Sunday, August 25, 2013

Lemon Cream Cheese Pound Cake

When I think of pound cake, I always think of Sara Lee Pound cake or my mothers traditional butter cake but this one has lifted my expectations of what a normal butter cake is.  The cake is dense but there is just enough moisture to give the cake a light crumb.  The cream cheese flavor is not so visible but the cream cheese gives the outer part of the cake a nice brown coating and the inside yellow.

This is a must try cake.  Make sure that all ingredients are at room temperature for the best result.
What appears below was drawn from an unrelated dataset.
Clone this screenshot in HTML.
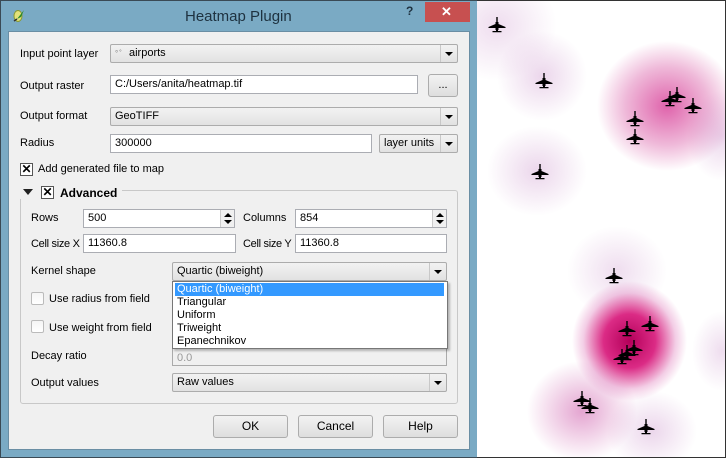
<!DOCTYPE html>
<html><head><meta charset="utf-8"><style>
*{box-sizing:border-box;margin:0;padding:0}
body{width:726px;height:458px;overflow:hidden;background:#fff;font-family:"Liberation Sans",sans-serif;font-size:11px;color:#000;position:relative}
.a{position:absolute}
#frame{left:0;top:0;width:477px;height:458px;background:#7aaac4;border-left:1px solid #3a4a55;border-top:1px solid #3a4a55;border-bottom:1px solid #3a4a55}
#client{left:8px;top:31px;width:462px;height:419px;background:#f0f0f0;border:1px solid #6a8ea4}
.lbl{position:absolute;white-space:nowrap;line-height:14px}
.fld{position:absolute;background:#fff;border:1px solid #abadb3;height:19px;padding-left:4px;line-height:17px;white-space:nowrap}
.cmb{position:absolute;background:linear-gradient(#f2f2f2,#e2e2e2);border:1px solid #acacac;border-radius:2px;height:19px;padding-left:4px;line-height:17px;white-space:nowrap}
.cmb:after{content:"";position:absolute;right:4px;top:7px;border-left:4px solid transparent;border-right:4px solid transparent;border-top:4px solid #000}
.cmb .sep{position:absolute;right:16px;top:0;bottom:0;border-left:1px solid #c8c8c8}
.btn{position:absolute;background:linear-gradient(#f2f2f2,#dedede);border:1px solid #acacac;border-radius:3px;height:23px;text-align:center;line-height:21px;font-size:12px}
.cb{position:absolute;width:13px;height:13px;border:1px solid #555;background:#fff;font-size:12px;line-height:11px;text-align:center;font-weight:bold}
.cbe{position:absolute;width:13px;height:13px;border:1px solid #bbb;border-radius:2px;background:linear-gradient(#f4f4f4,#fff)}
.spin{position:absolute;right:0;top:0;width:14px;height:17px;border-left:1px solid #ccc;background:#f0f0f0}
.spin:before{content:"";position:absolute;left:3px;top:3px;border-left:4px solid transparent;border-right:4px solid transparent;border-bottom:4px solid #000}
.spin:after{content:"";position:absolute;left:3px;top:10px;border-left:4px solid transparent;border-right:4px solid transparent;border-top:4px solid #000}
</style></head><body>
<div class="a" id="frame"></div>
<svg class="a" style="left:12px;top:9px" width="14" height="14" viewBox="0 0 14 14"><ellipse cx="6" cy="7" rx="4" ry="5.5" fill="#e3e27a" stroke="#8a9a30"/><path d="M5 10 L12 1 L9 8 Z" fill="#2a8a2a"/><path d="M2 12 L5 10" stroke="#333" stroke-width="1.5"/></svg>
<div class="lbl" style="left:185px;top:8px;font-size:15px;color:#1e3240;line-height:18px">Heatmap Plugin</div>
<div class="lbl" style="left:406px;top:4px;font-size:12px;font-weight:bold;color:#1e3240">?</div>
<div class="a" style="left:425px;top:2px;width:45px;height:20px;background:#c75050"></div>
<div class="lbl" style="left:441px;top:5px;color:#fff;font-size:13px;font-weight:bold">✕</div>
<div class="a" id="client"></div>

<div class="lbl" style="left:20px;top:47px">Input point layer</div>
<div class="cmb" style="left:110px;top:44px;width:348px"><span style="color:#888;font-size:8px;letter-spacing:1px">°˚</span> &nbsp;airports<span class="sep"></span></div>
<div class="lbl" style="left:20px;top:79px">Output raster</div>
<div class="fld" style="left:110px;top:75px;width:308px">C:/Users/anita/heatmap.tif</div>
<div class="btn" style="left:428px;top:74px;width:30px;font-size:11px">...</div>
<div class="lbl" style="left:20px;top:109px">Output format</div>
<div class="cmb" style="left:110px;top:107px;width:348px">GeoTIFF<span class="sep"></span></div>
<div class="lbl" style="left:20px;top:136px">Radius</div>
<div class="fld" style="left:110px;top:134px;width:262px">300000</div>
<div class="cmb" style="left:379px;top:134px;width:79px">layer units<span class="sep"></span></div>
<div class="cb" style="left:20px;top:163px">✕</div>
<div class="lbl" style="left:38px;top:162px">Add generated file to map</div>

<div class="a" style="left:20px;top:190px;width:438px;height:214px;border:1px solid #c8c8c8;border-radius:3px"></div>
<div class="a" style="left:18px;top:183px;width:104px;height:16px;background:#f0f0f0"></div>
<div class="a" style="left:23px;top:189px;border-left:5px solid transparent;border-right:5px solid transparent;border-top:6px solid #222"></div>
<div class="cb" style="left:41px;top:186px">✕</div>
<div class="lbl" style="left:60px;top:186px;font-weight:bold;font-size:12px">Advanced</div>

<div class="lbl" style="left:31px;top:211px">Rows</div>
<div class="fld" style="left:83px;top:209px;width:152px">500<span class="spin"></span></div>
<div class="lbl" style="left:243px;top:211px">Columns</div>
<div class="fld" style="left:295px;top:209px;width:152px">854<span class="spin"></span></div>
<div class="lbl" style="left:31px;top:237px;letter-spacing:-0.3px">Cell size X</div>
<div class="fld" style="left:83px;top:234px;width:153px">11360.8</div>
<div class="lbl" style="left:243px;top:237px;letter-spacing:-0.3px">Cell size Y</div>
<div class="fld" style="left:295px;top:234px;width:152px">11360.8</div>
<div class="lbl" style="left:31px;top:264px">Kernel shape</div>
<div class="cmb" style="left:172px;top:262px;width:275px">Quartic (biweight)<span class="sep"></span></div>
<div class="cbe" style="left:31px;top:292px"></div>
<div class="lbl" style="left:49px;top:292px">Use radius from field</div>
<div class="cbe" style="left:31px;top:320px"></div>
<div class="lbl" style="left:49px;top:321px">Use weight from field</div>
<div class="lbl" style="left:31px;top:349px">Decay ratio</div>
<div class="fld" style="left:172px;top:347px;width:275px;height:19px;background:#f0f0f0;border-color:#aaa;color:#999;padding-top:2px">0.0</div>
<div class="a" style="left:172px;top:281px;width:276px;height:68px;background:#fff;border:1px solid #777;box-shadow:2px 2px 2px rgba(0,0,0,.25)">
<div style="background:#3399ff;color:#fff;margin:1px 3px 0 2px;height:13px;line-height:13px;padding-left:2px">Quartic (biweight)</div>
<div style="line-height:13px;padding-left:4px">Triangular<br>Uniform<br>Triweight<br>Epanechnikov</div></div>
<div class="lbl" style="left:31px;top:376px">Output values</div>
<div class="cmb" style="left:172px;top:373px;width:275px">Raw values<span class="sep"></span></div>

<div class="btn" style="left:213px;top:415px;width:75px">OK</div>
<div class="btn" style="left:298px;top:415px;width:75px">Cancel</div>
<div class="btn" style="left:383px;top:415px;width:75px">Help</div>

<div class="a" style="left:477px;top:0;width:249px;height:458px;background:#fff;overflow:hidden;border-right:1px solid #333;border-top:1px solid #333;border-bottom:1px solid #333">
<div class="a" style="left:-40px;top:-30px;width:120px;height:110px;border-radius:50%;background:radial-gradient(closest-side,rgba(190,120,190,.25),rgba(190,120,190,0))"></div>
<div class="a" style="left:20px;top:30px;width:90px;height:90px;border-radius:50%;background:radial-gradient(closest-side,rgba(190,120,190,.3),rgba(190,120,190,0))"></div>
<div class="a" style="left:10px;top:125px;width:100px;height:90px;border-radius:50%;background:radial-gradient(closest-side,rgba(190,120,190,.3),rgba(190,120,190,0))"></div>
<div class="a" style="left:120px;top:40px;width:140px;height:130px;border-radius:50%;background:radial-gradient(closest-side,rgba(215,60,150,.8),rgba(215,80,160,.4) 60%,rgba(200,120,190,0))"></div>
<div class="a" style="left:210px;top:90px;width:70px;height:90px;border-radius:50%;background:radial-gradient(closest-side,rgba(190,120,190,.3),rgba(190,120,190,0))"></div>
<div class="a" style="left:90px;top:225px;width:100px;height:90px;border-radius:50%;background:radial-gradient(closest-side,rgba(190,120,190,.25),rgba(190,120,190,0))"></div>
<div class="a" style="left:95px;top:280px;width:115px;height:120px;border-radius:50%;background:radial-gradient(closest-side,rgba(180,0,90,1),rgba(215,20,120,.9) 45%,rgba(215,90,170,.3) 80%,rgba(200,120,190,0))"></div>
<div class="a" style="left:50px;top:360px;width:110px;height:100px;border-radius:50%;background:radial-gradient(closest-side,rgba(205,90,170,.55),rgba(200,120,190,0))"></div>
<div class="a" style="left:130px;top:390px;width:90px;height:80px;border-radius:50%;background:radial-gradient(closest-side,rgba(190,120,190,.3),rgba(190,120,190,0))"></div>
<div class="a" style="left:215px;top:310px;width:60px;height:80px;border-radius:50%;background:radial-gradient(closest-side,rgba(190,120,190,.25),rgba(190,120,190,0))"></div>
<svg class="a" style="left:0;top:0" width="249" height="458">
<defs><symbol id="p" viewBox="0 0 18 16"><rect x="8.3" y="0" width="1.4" height="6" fill="#000"/><path d="M7.5 5 H10.5 V13 H7.5Z M0.5 10 L7.5 7 H10.5 L17.5 10 V11 H0.5Z M4.5 14 H13.5 V15.3 H4.5Z M8 12 H10 V15 H8Z" fill="#000"/></symbol></defs>
<g>
<use href="#p" x="11" y="16" width="18" height="16"/>
<use href="#p" x="58" y="72" width="18" height="16"/>
<use href="#p" x="184" y="90" width="18" height="16"/>
<use href="#p" x="191" y="86" width="18" height="16"/>
<use href="#p" x="207" y="97" width="18" height="16"/>
<use href="#p" x="149" y="110" width="18" height="16"/>
<use href="#p" x="149" y="128" width="18" height="16"/>
<use href="#p" x="54" y="163" width="18" height="16"/>
<use href="#p" x="128" y="267" width="18" height="16"/>
<use href="#p" x="141" y="320" width="18" height="16"/>
<use href="#p" x="164" y="315" width="18" height="16"/>
<use href="#p" x="148" y="339" width="18" height="16"/>
<use href="#p" x="141" y="344" width="18" height="16"/>
<use href="#p" x="136" y="348" width="18" height="16"/>
<use href="#p" x="96" y="390" width="18" height="16"/>
<use href="#p" x="104" y="397" width="18" height="16"/>
<use href="#p" x="160" y="418" width="18" height="16"/>
</g></svg>
</div>
</body></html>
1 1/2 (12oz)  cup of butter, softened
8oz cream cheese, softened
3 cups sugar ( I reduced my sugar to 2 1/2)
6 eggs
1 tsp vanilla
1/2 tsp lemon zest
3 cups flour
1/2 tsp baking powder
1/2 salt


  • Preheat oven to 350 degrees.  Grease and flour a bundt cake pan ( I halved the recipe and use a 9 by 13 in loaf pan)
  • Cream softened butter and cream cheese till well mixed.  Slowly add the sugar and beat for about 5 to 10 minutes, scraping the bowl in between.
  • Once the mixture is very light and airy, slowly add the eggs one at a time, Beat well.  Add the zest and vanilla.
  • Add the flour, baking powder and salt (sifted together) in 3 additions.  Mix either with a spatula or mixer set to low.
  • Bake for about 50 minutes or test with a toothpick.
  • Let cool completely before devouring.

This pound cake can easily be frozen.